Dilansir dari The Washington Post, ratusan warga secara serentak mendatangi ibukota Belgrade, sebelah utara Kota Novi dan beberapa lokasi lain untuk melakukan blokade jalan dan jembatan. Mereka menyebutnya sebagai “blokade peringatan.” Para demonstran berjanji akan melakukan aksi protes lebih lanjut bila kebijakan tersebut tak dibatalkan.
Petugas kepolisian mencegah sekumpulan pengunjuk rasa mencapai jembatan yang berujung pada kerusuhan ketika helikopter terbang di atas mereka. Para demonstran kemudian berbaris memutar dan berhasil melumpuhkan lalu lintas di jembatan Belgrade dan beberapa jalan utama. Beberapa orang ditangkap atas kejadian ini karena perbuatan ilegal memblokade jembatan.

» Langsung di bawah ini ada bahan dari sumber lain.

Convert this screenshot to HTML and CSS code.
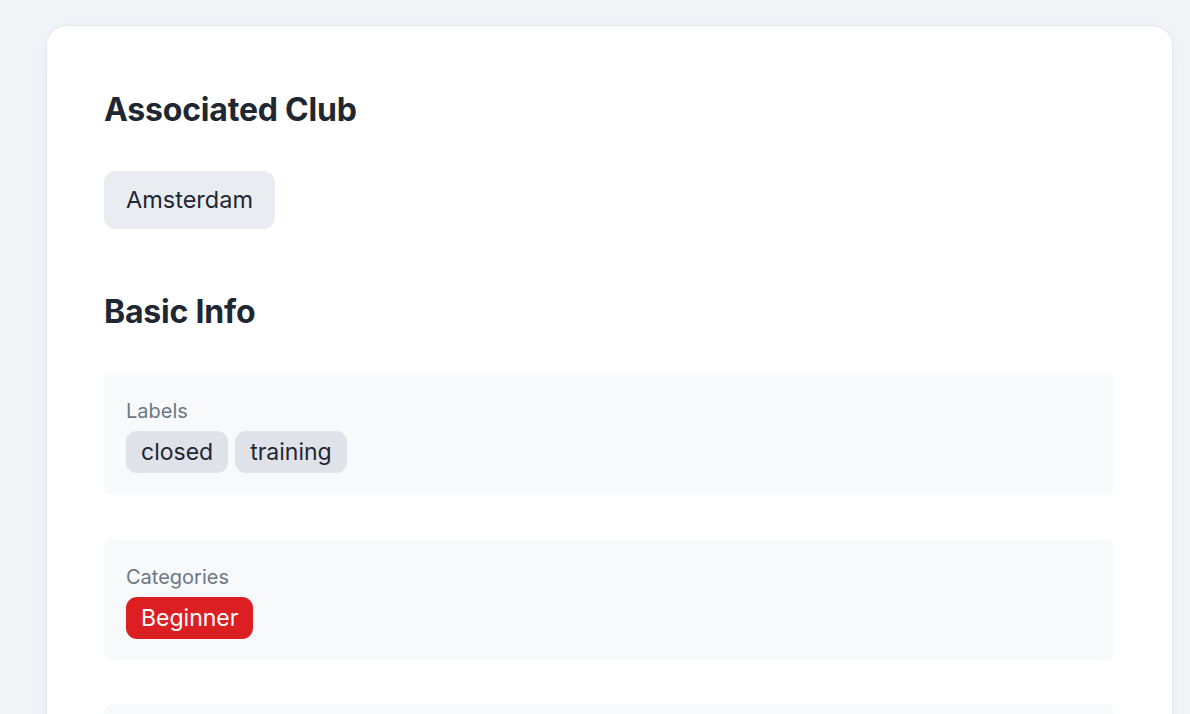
FILE: index.html
```html
<!DOCTYPE html>
<html lang="en">
<head>
    <meta charset="UTF-8">
    <meta name="viewport" content="width=device-width, initial-scale=1.0">
    <title>Team Details</title>
    <link rel="stylesheet" href="styles.css">
</head>
<body>
    <div class="card">
        <section class="block">
            <h2>Associated Club</h2>
            <div class="club-list">
                <span class="club">Amsterdam</span>
            </div>
        </section>

        <section class="block">
            <h2>Basic Info</h2>
            <div class="field">
                <div class="field-label">Labels</div>
                <div class="tags">
                    <span class="tag">closed</span>
                    <span class="tag">training</span>
                </div>
            </div>
            <div class="field">
                <div class="field-label">Categories</div>
                <div class="tags">
                    <span class="tag tag-red">Beginner</span>
                </div>
            </div>
            <div class="field">
                <div class="field-label">Level</div>
                <div class="tags">
                    <span class="tag">Open</span>
                </div>
            </div>
        </section>
    </div>
</body>
</html>
```

FILE: styles.css
```css
body {
    margin: 0;
    padding: 26px 18px 0 47px;
    background-color: #f3f6f9;
    color: #1e2732;
    font-family: Inter, 'Noto Sans', sans-serif;
    height: 714px;
    overflow: hidden;
    box-sizing: border-box;
}

.card {
    background: #ffffff;
    border-radius: 20px;
    box-shadow: 0 0 0 1px rgba(222, 228, 234, 0.7), 0 4px 24px rgba(30, 50, 70, 0.07);
    padding: 64px 58px 40px 57px;
}

h2 {
    margin: 0;
    font-size: 32px;
    line-height: 40px;
    font-weight: 700;
    color: #1e2732;
    letter-spacing: -0.2px;
}

.block + .block {
    margin-top: 63px;
}

.club-list {
    margin-top: 41px;
}

.club {
    display: inline-block;
    background: #e9edf1;
    border-radius: 12px;
    padding: 0 22px;
    height: 58px;
    line-height: 58px;
    font-size: 23.5px;
    color: #1e2732;
}

.field {
    margin-top: 41px;
    background: #f7f9fb;
    border-radius: 8px;
    padding: 24px 22px 21.5px 22px;
}

.field + .field {
    margin-top: 44px;
}

.field-label {
    font-size: 20px;
    line-height: 28px;
    color: #6b7785;
    margin-bottom: 6px;
}

.tags {
    display: flex;
    gap: 7px;
}

.tag {
    background: #dfe2e8;
    border-radius: 11px;
    padding: 0 15px;
    height: 42px;
    line-height: 42px;
    font-size: 23px;
    color: #1e2732;
}

.tag-red {
    background: #dc1f23;
    color: #ffffff;
}
```
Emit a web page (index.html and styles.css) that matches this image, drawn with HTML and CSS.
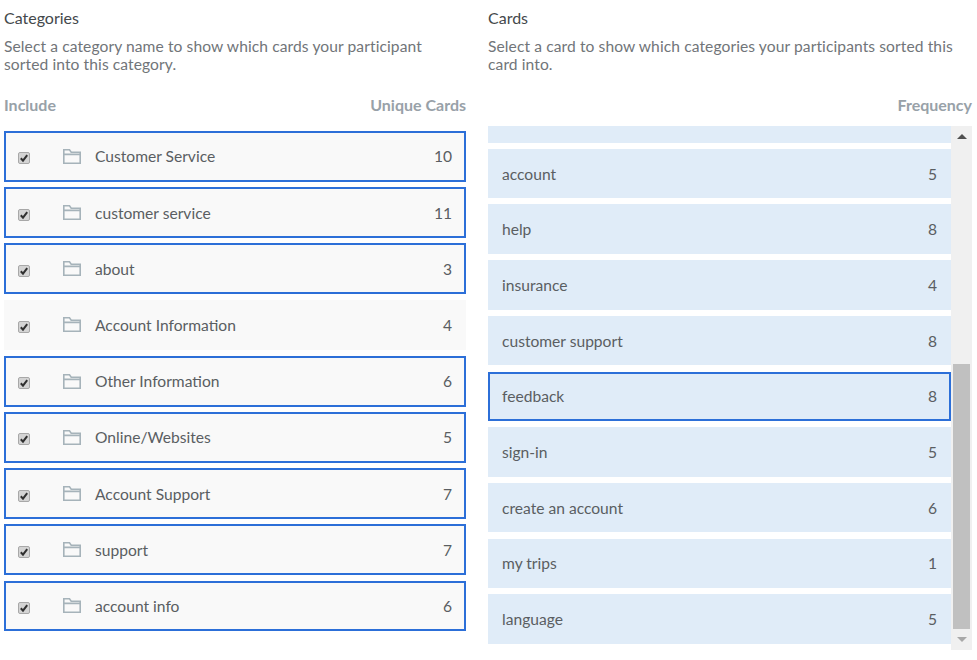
FILE: index.html
```html
<!DOCTYPE html>
<html lang="en">
<head>
    <meta charset="UTF-8">
    <title>Card sort results</title>
    <link rel="stylesheet" href="styles.css">
</head>
<body>
    <svg class="defs" width="0" height="0">
        <symbol id="folder" viewBox="0 0 18 15">
            <path d="M.8.8h5.7l1.7 2.4h9v11h-16.4zM.8 5.4h16.4" fill="none" stroke="currentColor" stroke-width="1.6"/>
        </symbol>
        <symbol id="tick" viewBox="0 0 12 12">
            <rect x=".5" y=".5" width="11" height="11" rx="1.5" fill="#d4d4d4" stroke="#a8a8a8"/>
            <path d="M2.8 6.2l2.2 2.4 4.2-5.4" fill="none" stroke="#303030" stroke-width="2"/>
        </symbol>
    </svg>
    <main class="page">
        <section class="panel">
            <h2>Categories</h2>
            <p class="hint">Select a category name to show which cards your participant sorted into this category.</p>
            <div class="heads"><span>Include</span><span>Unique Cards</span></div>
            <ul class="categories">
                <li class="row selected"><svg class="check"><use href="#tick"/></svg><svg class="folder"><use href="#folder"/></svg><span class="name">Customer Service</span><span>10</span></li>
                <li class="row selected"><svg class="check"><use href="#tick"/></svg><svg class="folder"><use href="#folder"/></svg><span class="name">customer service</span><span>11</span></li>
                <li class="row selected"><svg class="check"><use href="#tick"/></svg><svg class="folder"><use href="#folder"/></svg><span class="name">about</span><span>3</span></li>
                <li class="row"><svg class="check"><use href="#tick"/></svg><svg class="folder"><use href="#folder"/></svg><span class="name">Account Information</span><span>4</span></li>
                <li class="row selected"><svg class="check"><use href="#tick"/></svg><svg class="folder"><use href="#folder"/></svg><span class="name">Other Information</span><span>6</span></li>
                <li class="row selected"><svg class="check"><use href="#tick"/></svg><svg class="folder"><use href="#folder"/></svg><span class="name">Online/Websites</span><span>5</span></li>
                <li class="row selected"><svg class="check"><use href="#tick"/></svg><svg class="folder"><use href="#folder"/></svg><span class="name">Account Support</span><span>7</span></li>
                <li class="row selected"><svg class="check"><use href="#tick"/></svg><svg class="folder"><use href="#folder"/></svg><span class="name">support</span><span>7</span></li>
                <li class="row selected"><svg class="check"><use href="#tick"/></svg><svg class="folder"><use href="#folder"/></svg><span class="name">account info</span><span>6</span></li>
            </ul>
        </section>
        <section class="panel cards-panel">
            <h2>Cards</h2>
            <p class="hint">Select a card to show which categories your participants sorted this card into.</p>
            <div class="heads right"><span>Frequency</span></div>
            <div class="scroller">
                <ul class="cards">
                    <li class="card cut"></li>
                    <li class="card"><span>account</span><span>5</span></li>
                    <li class="card"><span>help</span><span>8</span></li>
                    <li class="card"><span>insurance</span><span>4</span></li>
                    <li class="card"><span>customer support</span><span>8</span></li>
                    <li class="card selected"><span>feedback</span><span>8</span></li>
                    <li class="card"><span>sign-in</span><span>5</span></li>
                    <li class="card"><span>create an account</span><span>6</span></li>
                    <li class="card"><span>my trips</span><span>1</span></li>
                    <li class="card"><span>language</span><span>5</span></li>
                </ul>
                <div class="scrollbar">
                    <span class="arrow up"></span>
                    <span class="thumb"></span>
                    <span class="arrow down"></span>
                </div>
            </div>
        </section>
    </main>
</body>
</html>
```

FILE: styles.css
```css
* {
    margin: 0;
    padding: 0;
    box-sizing: border-box;
}

body {
    background: #ffffff;
    color: #5a5e62;
    font-family: Lato, sans-serif;
    font-size: 15.6px;
}

.defs {
    display: block;
    height: 0;
}

.page {
    display: flex;
    gap: 22px;
    padding: 10px 5px 0 4px;
}

.panel {
    width: 462px;
}

.cards-panel {
    width: 484px;
}

h2 {
    color: #44484b;
    font-size: 16px;
    font-weight: 400;
    line-height: 15px;
}

.hint {
    margin-top: 12px;
    color: #717579;
    line-height: 18px;
    letter-spacing: 0.09px;
}

.heads {
    display: flex;
    justify-content: space-between;
    margin-top: 22px;
    color: #98a1a8;
    font-size: 16px;
    font-weight: 700;
    line-height: 20px;
}

.right {
    justify-content: flex-end;
}

ul {
    list-style: none;
}

.categories {
    display: flex;
    flex-direction: column;
    gap: 5.4px;
    margin-top: 16px;
}

.row {
    display: flex;
    align-items: center;
    height: 50.8px;
    padding: 0 14px;
    background: #f9f9f9;
}

.row.selected {
    border: 2px solid #2c6fd8;
    padding: 0 12px;
}

.check {
    width: 12px;
    height: 12px;
    margin-top: 4px;
}

.folder {
    width: 18px;
    height: 15px;
    margin: 0 14px 0 33px;
    color: #a6b3ba;
}

.name {
    flex: 1;
}

.scroller {
    display: flex;
    height: 524px;
    margin-top: 11px;
}

.cards {
    display: flex;
    flex-direction: column;
    gap: 6.2px;
    width: 463px;
}

.card {
    display: flex;
    align-items: center;
    justify-content: space-between;
    height: 49.5px;
    padding: 0 14px;
    background: #e0ecf8;
}

.card.cut {
    height: 16.6px;
}

.card.selected {
    border: 2px solid #2c6fd8;
    padding: 0 12px;
}

.scrollbar {
    display: flex;
    flex-direction: column;
    align-items: center;
    justify-content: space-between;
    width: 21px;
    background: #f0f0f0;
}

.thumb {
    width: 17px;
    height: 265px;
    margin-top: auto;
    background: #c0c0c0;
}

.arrow {
    width: 0;
    height: 0;
    border-left: 5px solid transparent;
    border-right: 5px solid transparent;
}

.up {
    margin-top: 8px;
    border-bottom: 5px solid #505050;
}

.down {
    margin: 8px 0;
    border-top: 5px solid #a8a8a8;
}
```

Kebijakan yang diprotes hingga berujung kerusuhan ini adalah Undang-Undang Referendum dan Undang-Undang Pengambilalihan Lahan (Referendum Law & Expropriation Law) yang bertujuan menarik investasi asing. Kedua kebijakan ini akan mengizinkan negara mengambil alih lahan milik pribadi untuk kepentingan umum. Kebijakan ini tentu saja mengundang banyak kontra dari masyarakat, karena undang-undang tersebut justru akan memuluskan proyek pertambangan oleh perusahaan asing tak ramah lingkungan. Argumen inilah yang dibawa oleh para pengunjuk rasa sebagai aksi protesnya.

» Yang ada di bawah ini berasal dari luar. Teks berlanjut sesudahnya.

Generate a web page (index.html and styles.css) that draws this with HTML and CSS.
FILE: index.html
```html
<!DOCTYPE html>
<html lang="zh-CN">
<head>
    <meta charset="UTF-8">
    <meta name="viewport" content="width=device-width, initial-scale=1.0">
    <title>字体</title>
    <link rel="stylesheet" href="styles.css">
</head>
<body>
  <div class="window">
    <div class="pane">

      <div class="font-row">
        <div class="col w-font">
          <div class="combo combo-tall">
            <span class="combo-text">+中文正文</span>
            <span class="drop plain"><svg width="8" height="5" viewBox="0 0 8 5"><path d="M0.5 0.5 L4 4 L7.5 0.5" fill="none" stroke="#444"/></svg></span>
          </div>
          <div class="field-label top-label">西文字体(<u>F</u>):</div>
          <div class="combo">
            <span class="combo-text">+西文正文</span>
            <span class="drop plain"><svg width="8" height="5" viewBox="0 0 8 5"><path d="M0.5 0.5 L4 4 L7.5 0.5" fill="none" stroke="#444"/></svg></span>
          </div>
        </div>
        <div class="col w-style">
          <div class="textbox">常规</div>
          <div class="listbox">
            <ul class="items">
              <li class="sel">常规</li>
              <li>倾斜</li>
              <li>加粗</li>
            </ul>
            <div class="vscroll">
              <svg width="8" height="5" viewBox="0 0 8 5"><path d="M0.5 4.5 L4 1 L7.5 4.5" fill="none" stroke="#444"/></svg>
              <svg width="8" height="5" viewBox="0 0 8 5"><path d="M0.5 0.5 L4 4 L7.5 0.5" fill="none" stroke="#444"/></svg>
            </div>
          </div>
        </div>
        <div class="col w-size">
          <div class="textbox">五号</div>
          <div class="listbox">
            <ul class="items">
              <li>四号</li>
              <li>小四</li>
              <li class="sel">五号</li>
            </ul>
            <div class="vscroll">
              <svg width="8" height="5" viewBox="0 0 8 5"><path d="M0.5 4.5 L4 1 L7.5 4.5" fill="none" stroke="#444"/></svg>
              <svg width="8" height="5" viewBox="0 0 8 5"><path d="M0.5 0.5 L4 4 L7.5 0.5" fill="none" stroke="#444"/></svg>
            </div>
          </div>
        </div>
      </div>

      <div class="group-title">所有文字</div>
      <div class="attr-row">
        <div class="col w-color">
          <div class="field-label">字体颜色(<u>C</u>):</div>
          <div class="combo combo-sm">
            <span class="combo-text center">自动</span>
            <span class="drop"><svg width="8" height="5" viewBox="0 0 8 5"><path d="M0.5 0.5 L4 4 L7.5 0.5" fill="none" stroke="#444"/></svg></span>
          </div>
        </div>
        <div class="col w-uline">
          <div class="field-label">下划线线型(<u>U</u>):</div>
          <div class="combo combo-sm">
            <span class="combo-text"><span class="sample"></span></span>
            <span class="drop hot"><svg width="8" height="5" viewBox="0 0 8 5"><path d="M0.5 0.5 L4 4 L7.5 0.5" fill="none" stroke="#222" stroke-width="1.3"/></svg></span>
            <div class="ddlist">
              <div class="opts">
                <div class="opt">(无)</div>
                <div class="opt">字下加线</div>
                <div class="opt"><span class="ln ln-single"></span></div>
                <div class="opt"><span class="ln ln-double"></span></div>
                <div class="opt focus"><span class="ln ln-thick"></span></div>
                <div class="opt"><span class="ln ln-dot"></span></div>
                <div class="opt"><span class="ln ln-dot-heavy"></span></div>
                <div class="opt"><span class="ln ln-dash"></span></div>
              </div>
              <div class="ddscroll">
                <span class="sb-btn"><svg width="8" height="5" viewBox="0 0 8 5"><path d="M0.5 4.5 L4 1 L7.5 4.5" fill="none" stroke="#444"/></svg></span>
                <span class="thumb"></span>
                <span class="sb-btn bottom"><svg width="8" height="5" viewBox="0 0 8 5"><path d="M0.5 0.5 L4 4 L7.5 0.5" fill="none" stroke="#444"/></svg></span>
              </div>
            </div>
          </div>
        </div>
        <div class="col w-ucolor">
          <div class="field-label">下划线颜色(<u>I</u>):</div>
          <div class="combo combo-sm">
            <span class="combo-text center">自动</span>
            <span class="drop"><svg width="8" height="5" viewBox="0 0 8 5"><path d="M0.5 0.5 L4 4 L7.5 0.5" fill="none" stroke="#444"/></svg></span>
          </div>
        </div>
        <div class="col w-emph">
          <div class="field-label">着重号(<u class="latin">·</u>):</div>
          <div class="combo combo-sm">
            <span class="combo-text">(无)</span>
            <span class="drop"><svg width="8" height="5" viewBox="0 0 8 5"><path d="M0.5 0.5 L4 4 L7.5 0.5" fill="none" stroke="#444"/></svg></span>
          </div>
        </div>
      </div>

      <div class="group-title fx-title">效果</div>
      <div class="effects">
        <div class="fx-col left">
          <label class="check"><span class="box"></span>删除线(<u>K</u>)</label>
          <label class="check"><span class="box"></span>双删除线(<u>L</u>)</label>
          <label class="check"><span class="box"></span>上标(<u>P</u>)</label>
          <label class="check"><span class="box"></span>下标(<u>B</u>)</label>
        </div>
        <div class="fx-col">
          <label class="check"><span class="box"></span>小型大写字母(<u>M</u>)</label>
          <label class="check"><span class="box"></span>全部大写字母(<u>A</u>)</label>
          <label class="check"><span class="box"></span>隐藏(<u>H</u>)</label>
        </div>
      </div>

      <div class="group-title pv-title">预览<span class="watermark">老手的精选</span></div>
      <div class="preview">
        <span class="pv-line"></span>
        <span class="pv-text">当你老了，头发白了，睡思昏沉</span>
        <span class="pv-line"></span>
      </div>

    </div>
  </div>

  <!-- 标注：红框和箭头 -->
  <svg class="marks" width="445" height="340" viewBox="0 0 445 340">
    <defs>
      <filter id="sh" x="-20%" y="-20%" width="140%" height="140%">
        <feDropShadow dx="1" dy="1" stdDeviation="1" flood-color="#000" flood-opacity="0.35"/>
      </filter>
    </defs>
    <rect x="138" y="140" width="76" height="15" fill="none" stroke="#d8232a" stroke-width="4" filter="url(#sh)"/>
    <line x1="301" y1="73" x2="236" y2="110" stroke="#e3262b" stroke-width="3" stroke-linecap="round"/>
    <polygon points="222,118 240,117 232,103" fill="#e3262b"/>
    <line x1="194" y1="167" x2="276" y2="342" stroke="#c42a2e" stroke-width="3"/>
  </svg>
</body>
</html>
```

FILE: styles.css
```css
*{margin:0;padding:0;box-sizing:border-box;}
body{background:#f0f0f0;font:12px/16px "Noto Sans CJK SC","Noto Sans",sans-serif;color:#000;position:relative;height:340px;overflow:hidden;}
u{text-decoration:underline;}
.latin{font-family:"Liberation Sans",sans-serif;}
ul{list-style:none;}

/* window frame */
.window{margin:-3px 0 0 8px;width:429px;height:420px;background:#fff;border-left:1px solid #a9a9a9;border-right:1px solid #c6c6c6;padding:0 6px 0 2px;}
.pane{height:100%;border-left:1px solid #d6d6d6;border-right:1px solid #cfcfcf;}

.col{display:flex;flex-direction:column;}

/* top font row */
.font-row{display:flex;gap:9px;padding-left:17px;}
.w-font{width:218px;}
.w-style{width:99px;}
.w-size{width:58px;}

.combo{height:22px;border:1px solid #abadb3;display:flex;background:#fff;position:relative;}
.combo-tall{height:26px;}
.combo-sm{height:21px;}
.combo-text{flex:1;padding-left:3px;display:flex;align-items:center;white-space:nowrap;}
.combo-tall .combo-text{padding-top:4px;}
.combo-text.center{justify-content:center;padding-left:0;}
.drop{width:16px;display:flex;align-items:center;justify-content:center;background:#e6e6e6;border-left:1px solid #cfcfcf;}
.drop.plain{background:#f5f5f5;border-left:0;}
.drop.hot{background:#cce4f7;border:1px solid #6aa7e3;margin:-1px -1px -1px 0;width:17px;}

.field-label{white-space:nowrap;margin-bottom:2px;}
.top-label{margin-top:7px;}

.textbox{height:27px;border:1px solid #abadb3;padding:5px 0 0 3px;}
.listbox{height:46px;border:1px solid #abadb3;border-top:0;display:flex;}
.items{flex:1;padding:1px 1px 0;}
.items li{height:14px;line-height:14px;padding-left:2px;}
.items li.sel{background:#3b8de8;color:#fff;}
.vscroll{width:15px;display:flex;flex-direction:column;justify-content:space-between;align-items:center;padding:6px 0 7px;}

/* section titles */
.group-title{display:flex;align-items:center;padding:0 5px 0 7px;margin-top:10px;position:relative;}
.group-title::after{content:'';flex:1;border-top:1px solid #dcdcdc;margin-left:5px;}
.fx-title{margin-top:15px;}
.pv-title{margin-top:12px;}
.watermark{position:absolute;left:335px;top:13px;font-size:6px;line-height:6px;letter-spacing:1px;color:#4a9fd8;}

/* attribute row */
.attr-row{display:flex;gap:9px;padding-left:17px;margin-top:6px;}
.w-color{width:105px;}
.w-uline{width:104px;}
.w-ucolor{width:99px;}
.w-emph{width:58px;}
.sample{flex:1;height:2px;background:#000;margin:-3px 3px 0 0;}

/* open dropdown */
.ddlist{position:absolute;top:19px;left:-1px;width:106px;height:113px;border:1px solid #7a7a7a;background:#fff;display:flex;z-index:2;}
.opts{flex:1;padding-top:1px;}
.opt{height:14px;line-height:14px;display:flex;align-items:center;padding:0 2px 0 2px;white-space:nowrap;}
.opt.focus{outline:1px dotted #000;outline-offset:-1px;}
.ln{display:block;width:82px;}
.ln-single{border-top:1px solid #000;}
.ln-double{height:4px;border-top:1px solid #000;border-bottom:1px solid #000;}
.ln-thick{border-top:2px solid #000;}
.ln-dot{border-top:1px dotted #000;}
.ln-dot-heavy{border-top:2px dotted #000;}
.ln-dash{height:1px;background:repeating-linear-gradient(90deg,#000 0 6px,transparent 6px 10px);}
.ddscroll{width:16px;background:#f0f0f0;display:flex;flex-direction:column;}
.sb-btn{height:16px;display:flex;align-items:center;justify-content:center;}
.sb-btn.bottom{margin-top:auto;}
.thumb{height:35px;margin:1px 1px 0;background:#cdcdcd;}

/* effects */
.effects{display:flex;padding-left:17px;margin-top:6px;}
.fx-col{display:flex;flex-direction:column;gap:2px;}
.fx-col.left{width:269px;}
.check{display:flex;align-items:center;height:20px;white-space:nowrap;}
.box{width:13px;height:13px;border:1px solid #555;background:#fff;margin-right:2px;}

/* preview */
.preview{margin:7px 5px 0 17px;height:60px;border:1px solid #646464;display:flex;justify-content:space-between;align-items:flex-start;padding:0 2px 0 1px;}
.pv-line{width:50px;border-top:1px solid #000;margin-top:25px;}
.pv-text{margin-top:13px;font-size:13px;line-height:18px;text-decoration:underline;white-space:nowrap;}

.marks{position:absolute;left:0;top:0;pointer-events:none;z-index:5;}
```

Salah satu perusahaan yang sudah disebut-sebut adalah Rio Tinto, di mana telah berupaya memulai proyek tambang litium di Serbia Barat. Dalam sebuah akun media digital di Instagram, @kritiki menyatakan bahwa sejak akhir 2020, tekanan telah diberikan pada perusahaan tersebut untuk menghentikan proyek yang berdampak buruk pada lingkungan, di samping mendorong pemerintah Serbia meregulasi standar lingkungan yang ketat.
Riwayat buruk perusahaan Rio Tinto menjadi alasan yang kuat untuk para aktivis percayai bahwa perusahaan ini tak ramah lingkungan. Mongabay, dalam salah satu artikelnya menyebutkan bahwa di Madagaskar, sumber air yang berdekatan dengan site Rio Tinto memiliki tingkat kandungan uranium 52 dan 40 kali melebihi standar keamanan WHO.
Baru-baru ini, isu lingkungan menjadi perhatian publik ketika aktivis lokal menuduh pemerintah populis tengah mengizinkan perusakan lingkungan demi keuntungan semata. Para ahli sudah memperingatkan bahwa tambang lithium yang direncanakan tersebut akan merusak lahan pertanian dan mencemari air.
Otoritas Serbia sendiri membantah tuduhan ini dan mengatakan bahwa undang-undang ini diperlukan untuk proyek infrastruktur. Aleksandar Vucic, presiden otokratik Serbia mengatakan, referendum akan diselenggarakan di tambang Rio Tinto.
Masalah lama Serbia tentang lingkungan dikhawatirkan akan semakin parah dengan adanya kebijakan ini. Polusi udara, air, dan manajemen limbah yang buruk adalah beberapa di antaranya. Serbia sendiri merupakan kandidat negara anggota Uni Eropa, tetapi kontribusinya terhadap kelestarian lingkungan di negaranya sangatlah kecil.
Protes ini bertepatan dengan konvensi partai populis Vucic, Partai Progresif Serbia di mana para pendukungnya diangkut ke ibukota dan berkumpul sebagai bentuk dukungan atas kebijakannya.
Meskipun ia memang secara resmi mencari keanggotaan Uni Eropa, Vucic menolak untuk menyelaraskan kebijakan luar negerinya dengan blok 27-negara. Akan tetapi, Vucic justru memperkuat hubungan Balkan dengan Rusia dan Cina.